Tuesday, 10 July 2012

Is The Gay Scene Superficial?

Hey guys n gals!

I thought I would write a little about how I pereceive the gay scene in London/Brighton and whether it really is as superficial as it seems.

Parts of the gay scene are definitely extremely superficial - and these are the parts that the gay world is known for as it is the most full on and in your face. Many bars are decorated with pictures of hunky shirtless guys looking at you with one eyebrow raised and have muscle dudes beehind the bar waiting to take your order - it all looks very nice and makes everyone a lil horny no doubt. But I wonder what the cost of this is - I remember reading a study done on the mental health of gay men and how some tend to have more anxiety/body dysmorphic disorders - I think this may result from the pressure to look like all the gay guys we see in magazines - regular guys with a bit of a belly and who are balding a bit can still be sexy I think - I find it is more about a guy's attitude quite often than just what they look like - I would much rather spend time with a funny and/or interesting guy than a hot muscle dude who has nothing to say and is checking everyone out all the time.

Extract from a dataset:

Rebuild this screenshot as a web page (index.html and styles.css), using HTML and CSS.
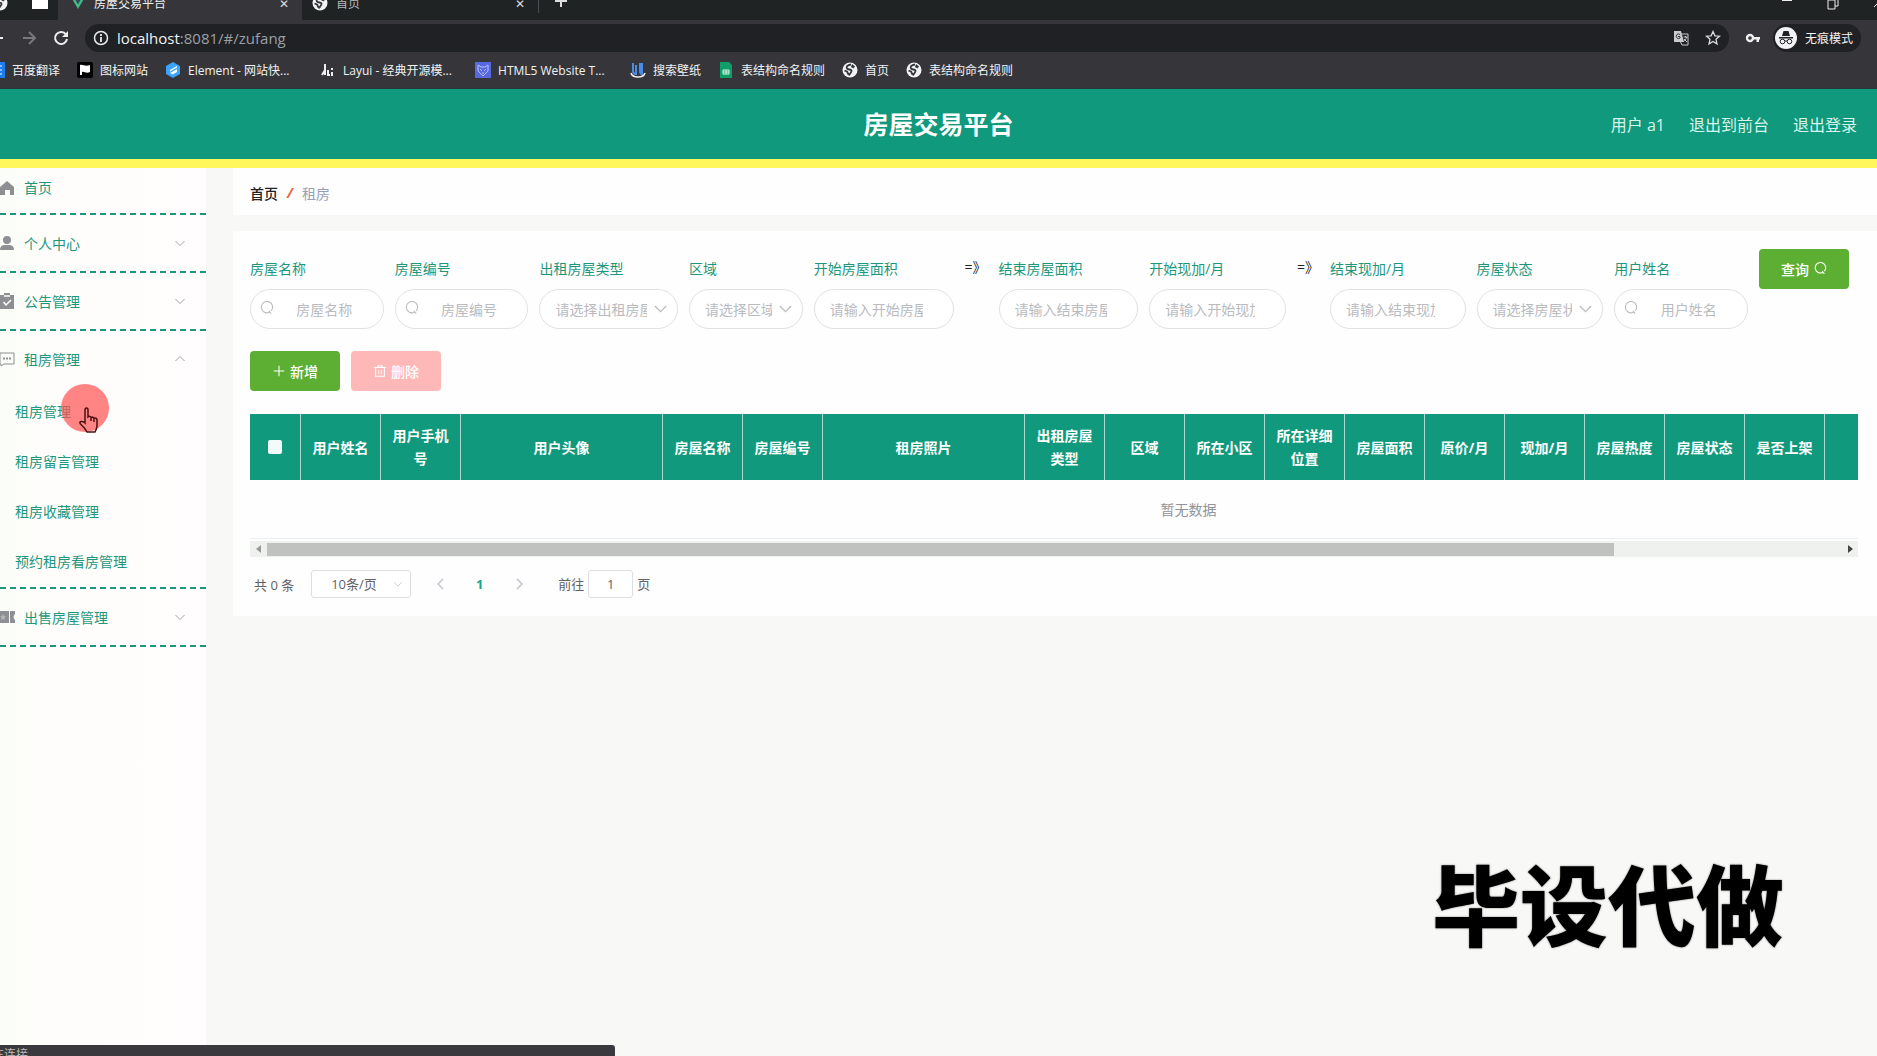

I've also found it weird how the gay community treats porn stars. Straight porn stars don't go to a big straight nightclub and try and DJ whilst signing stuff for "fans", but gay ones seem to all the time! They are basically worshipped for what they look like and what they can do with their dicks.

When I heard about Erik Rhodes - the gay pornstar who died of heart failure after using drink and drugs to dangerous levels - it made me really sad. Apparently he had had a blog on tumblr or something and it was called "my relationship with misery", this man who had everything most gay guys want - good looks, a big member and lots of money - still longed for something more in his life. I wonder how many times he thought about all of this stuff to himself and how he so wanted to be happy - probably too many for most to handle - he seemed like a really nice guy.
When I first went out on the scene by myself it was quite full on. There were transvestities walking around entertaining people and very flamboyant characters were everywhere. It seemed the gay-ness was very in your face and non-stop - I guess that's to be expected in some of these places looking back - I know now the huge variety there is on the gay scene but back then those first few bars I went to were all about the superficial. Indeed, seeing the poles on the dancefloor in one club made me laugh, I thought oh god these guys don't hold back do they! Also, something else I learned very quickly - it is way more fun if you go out with friends - although this is hard for someone closeted like me - it really can make the difference on a night out and the time I have been in a group are the times when I've met more people and been more relaxed.

Leaving bars to one side, I have also been to some really nice and relaxed gay pubs, which I guess are technically part of the scene still but you tend to find older guys there and not loads of young camp guys - I think after my brief time on the scene I'm starting to gravitate more towards pubs than clubs and bars - I like being able to talk to a guy and thumping music can make that very hard at times! That's not to say I won't be going to bars and clubs in the future - I do like to dance and they can be really fun - but I think that when I'm in my 30s you will have better luck seeing me playing darts in a pub then downing shots off a bar.

The attitude some gays have at these places is horrible - when they pick people apart for not looking a certain way, whenever I have been with someone who starts mocking a chubby guy in the room, or whispering about "the ugly guy over there" I'm immediately turned off by them - growing up I knew some people that struggled with how they look and taking the mick out of someone for something they can't control is so sad - I think I'm an average looking guy and get enough attention to be happy but just don't get why some guys feel the need to do that. Luckily enough, I think I can suss these guys out quite quick and so tend not to involve myself with them - life is too short.

So, do I think the gay scene is superficial? Yes, definitely! But that's not all it is. It's true that having half naked handsome guys everywhere gets us interested because it appeals to our animal instincts of attraction and lust, but behind every muscled up shirtless guy in a club is someone just like you and me - who no doubt has all the insecurities of everyone else and is fearful of the things we all fear - growing old alone, not finding true love, and not being accepted.

I know that was a bit of a random and disjointed piece (I am improving slowly! trust me!), but what do you think?